Não é coincidência que o Vale do Mezquital tem os maiores índices de incidência de câncer nos rins, e alta ocorrência de verminoses e infecções por giárdias em crianças.

Os agricultores do Vale do Mezquital têm usado as águas residuais durante um século. Alextorrej, CC BY-SA

 

Somente através do desenvolvimento de estratégias de saneamento ecológico tem sido possível a redução das cargas de poluição da água, conservando os benefícios dos nutrientes. Desde 1999, foram construídas usinas de águas residuais locais, e novas terras úmidas foram construídas com resultados satisfatórios para a qualidade da água. Mas o povo do Vale ainda não acredita nos benefícios da água residual tratada.

A experiência dos países industrializados mostra que mesmo as tecnologias avançadas de tratamento de águas residuais, lutam para enfrentar todos os riscos. Sabe-se que a presença de poluentes emergentes (resíduos de remédios, produtos de uso pessoal, hormônios, por exemplo) e bactérias resistentes aos antibióticos em águas residuais escapam ao tratamento convencional deste tipo de água.

Estes contaminantes são, mesmo em baixas concentrações, uma séria ameaça para a saúde humana. Por isso são necessárias tecnologias e monitoramento estruturado para garantir respostas rápidas a fim de manter as comunidades seguras.
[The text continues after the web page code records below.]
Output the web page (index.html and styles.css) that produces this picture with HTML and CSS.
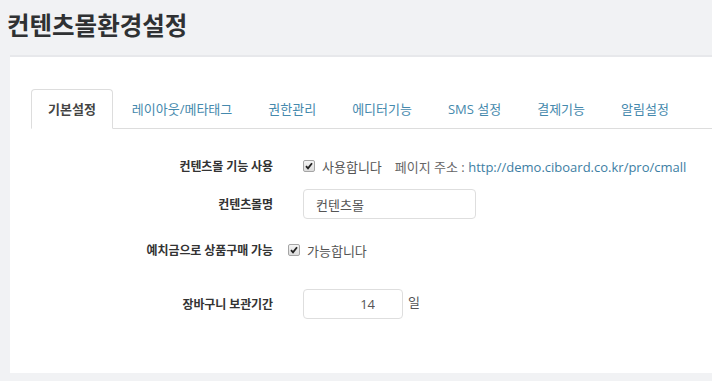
FILE: index.html
```html
<!DOCTYPE html>
<html lang="ko">

<head>
  <meta charset="UTF-8" />
  <meta name="viewport" content="width=device-width, initial-scale=1.0" />
  <title>컨텐츠몰환경설정</title>
  <link rel="stylesheet" href="styles.css">
</head>

<body>
  <h1 class="page-title">컨텐츠몰환경설정</h1>

  <div class="box">
    <ul class="tabs">
      <li class="tab active">기본설정</li>
      <li class="tab">레이아웃/메타태그</li>
      <li class="tab">권한관리</li>
      <li class="tab">에디터기능</li>
      <li class="tab">SMS 설정</li>
      <li class="tab">결제기능</li>
      <li class="tab">알림설정</li>
    </ul>

    <form class="settings">
      <div class="row row-use">
        <label class="row-label">컨텐츠몰 기능 사용</label>
        <div class="row-field">
          <span class="check">
            <svg width="8" height="8" viewBox="0 0 8 8"><path d="M1 4.2 L3 6.4 L7 1.2" fill="none" stroke="#222" stroke-width="1.8"/></svg>
          </span>
          <span class="check-text">사용합니다</span>
          <span class="help">페이지 주소 : <a href="#" class="link">http://demo.ciboard.co.kr/pro/cmall</a></span>
        </div>
      </div>

      <div class="row row-name">
        <label class="row-label">컨텐츠몰명</label>
        <div class="row-field">
          <input class="input input-name" type="text" value="컨텐츠몰">
        </div>
      </div>

      <div class="row row-deposit">
        <label class="row-label">예치금으로 상품구매 가능</label>
        <div class="row-field field-tight">
          <span class="check">
            <svg width="8" height="8" viewBox="0 0 8 8"><path d="M1 4.2 L3 6.4 L7 1.2" fill="none" stroke="#222" stroke-width="1.8"/></svg>
          </span>
          <span class="check-text">가능합니다</span>
        </div>
      </div>

      <div class="row row-cart">
        <label class="row-label">장바구니 보관기간</label>
        <div class="row-field">
          <input class="input input-days" type="text" value="14">
          <span class="unit">일</span>
        </div>
      </div>
    </form>
  </div>
</body>

</html>
```

FILE: styles.css
```css
body {
  margin: 0;
  background-color: #f1f2f4;
  font-family: "Open Sans", "Noto Sans CJK KR", sans-serif;
  font-size: 13px;
  color: #333;
}

.page-title {
  margin: 0;
  padding: 10px 7px 0;
  height: 45px;
  box-sizing: border-box;
  font-family: "Noto Sans CJK KR", sans-serif;
  font-size: 24.5px;
  font-weight: bold;
  line-height: 30px;
  color: #2f3133;
}

.box {
  margin-left: 10px;
  margin-top: 10px;
  height: 318px;
  box-sizing: border-box;
  background-color: #fff;
  border-top: 2px solid #e7e8eb;
  padding: 32px 0 0 21px;
}

/* tabs */
.tabs {
  display: flex;
  margin: 0;
  padding: 0;
  list-style: none;
  border-bottom: 1px solid #dddddd;
}

.tab {
  padding: 0 16px;
  margin-right: 2px;
  margin-bottom: -1px;
  height: 38px;
  line-height: 38px;
  color: #4589ad;
  border: 1px solid transparent;
  border-radius: 4px 4px 0 0;
  font-size: 13px;
}

.tab.active {
  color: #444;
  font-weight: bold;
  border-color: #dddddd;
  border-bottom-color: #fff;
  background-color: #fff;
}

/* form rows */
.row {
  display: flex;
  align-items: center;
  height: 30px;
}

.row-label {
  width: 242px;
  text-align: right;
  font-size: 12px;
  font-weight: bold;
  color: #333;
  letter-spacing: -0.1px;
}

.row-field {
  display: flex;
  align-items: center;
  padding-left: 30px;
  color: #555;
}

.field-tight {
  padding-left: 15px;
}

.row-use {
  margin-top: 22px;
}

.row-name {
  margin-top: 8px;
}

.row-deposit {
  margin-top: 16px;
}

.row-cart {
  margin-top: 24px;
}

.check {
  display: inline-flex;
  align-items: center;
  justify-content: center;
  width: 10px;
  height: 10px;
  border: 1px solid #a5a5a5;
  border-radius: 2px;
  background: linear-gradient(#f4f4f4, #dcdcdc);
  margin-right: 7px;
}

.check-text {
  color: #555;
}

.help {
  margin-left: 13px;
  color: #666;
}

.link {
  color: #3d7ea3;
  text-decoration: none;
}

.input {
  height: 30px;
  box-sizing: border-box;
  border: 1px solid #dedede;
  border-radius: 4px;
  font-family: "Open Sans", "Noto Sans CJK KR", sans-serif;
  font-size: 13px;
  color: #555;
  padding: 0 12px;
  outline: none;
}

.input-name {
  width: 173px;
}

.input-days {
  width: 100px;
  text-align: right;
  padding-right: 27px;
}

.unit {
  margin-left: 5px;
  color: #555;
  position: relative;
  top: -3px;
}
```
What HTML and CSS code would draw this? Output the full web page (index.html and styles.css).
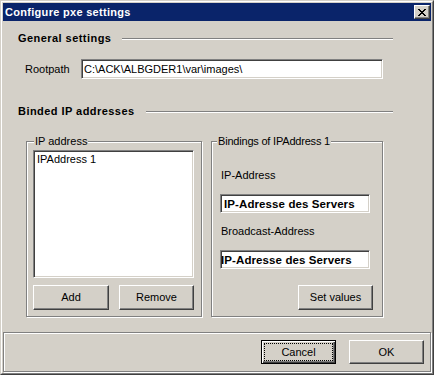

Não há como escapar do fato de que nosso futuro alimento será cultivado usando água residual. Os regulamentos e as políticas governamentais devem ser avaliados juntamente com as evidências científicas para o perigo que as águas residuais podem representar para a saúde humana. Só então o uso seguro das águas residuais na agricultura estimulará o desenvolvimento sustentável em nosso mundo escasso em água.